Credit untions invest your money in local businesses. They help your community. They don’t have to answer to a bunch of rich foreigners who live outside your country and community, don’t care a tinker’s damn about either, and are a big part of the sovereignty and imperialism issues we’re all upset about. And your money helps Canada and your community, and not the US (or any other foreign country for that matter).
I’ve had all my chequing and savings accounts in my credit union since 1976, when I moved from a chartered bank that was giving me lousy service. I’ve never regretted that move.
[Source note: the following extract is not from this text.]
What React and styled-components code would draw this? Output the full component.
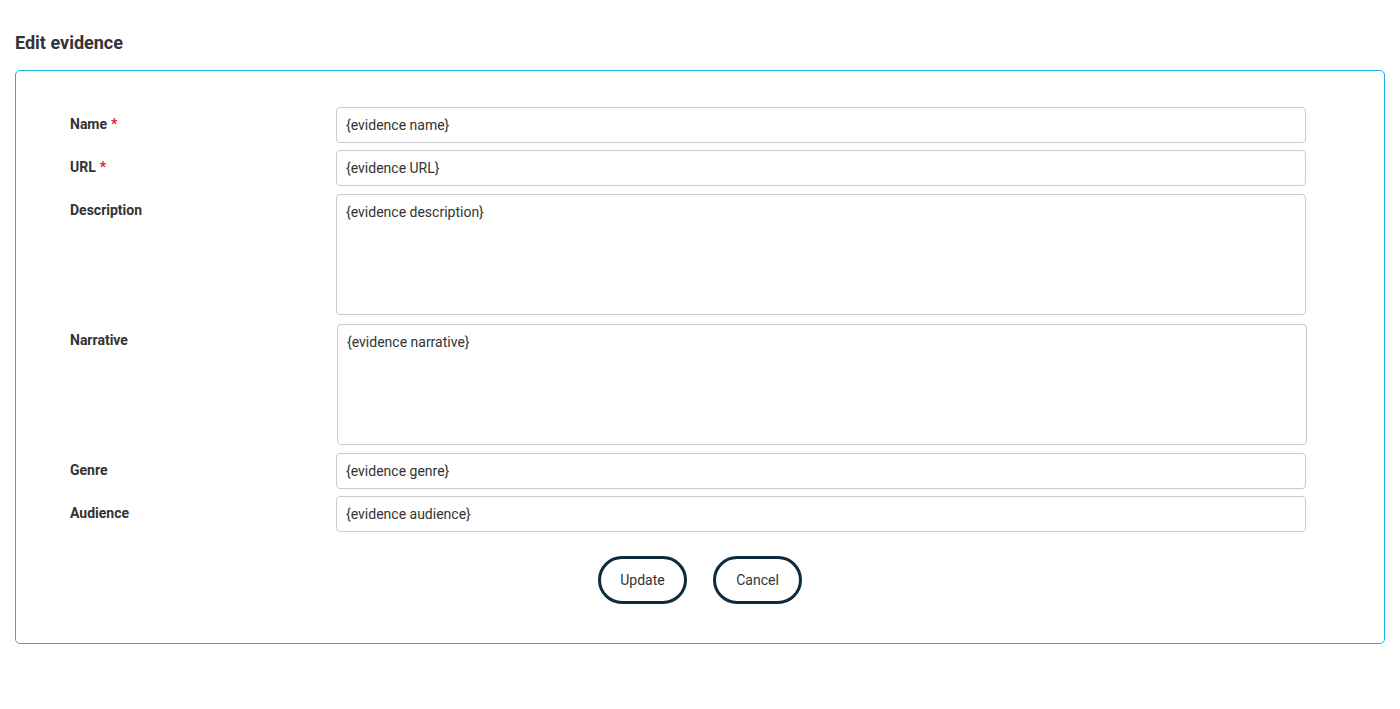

Until six months ago, I had my RRSP in an investment firm that had been independent when I set up with them, but got bought out by a chartered bank. I pulled out six months ago and went with a Canadian brokerage firm that is affiliated with my credit union, out of outrage upon reading the QI-Agreement directions the brokerage firm was sending to its investment officers (leaked to a friend by an upset employee, friend copied it to me, and I posted it on that other website before we got censored and shut down …) Also my investment broker was lousy, and literally my RRSP would be worth twice or even thrice what it is now if I’d kept it in GICs instead of going with that brokerage firm. I ate my losses and switched.
I’ve never regretted either move, the one in 1976 or the one last Fall.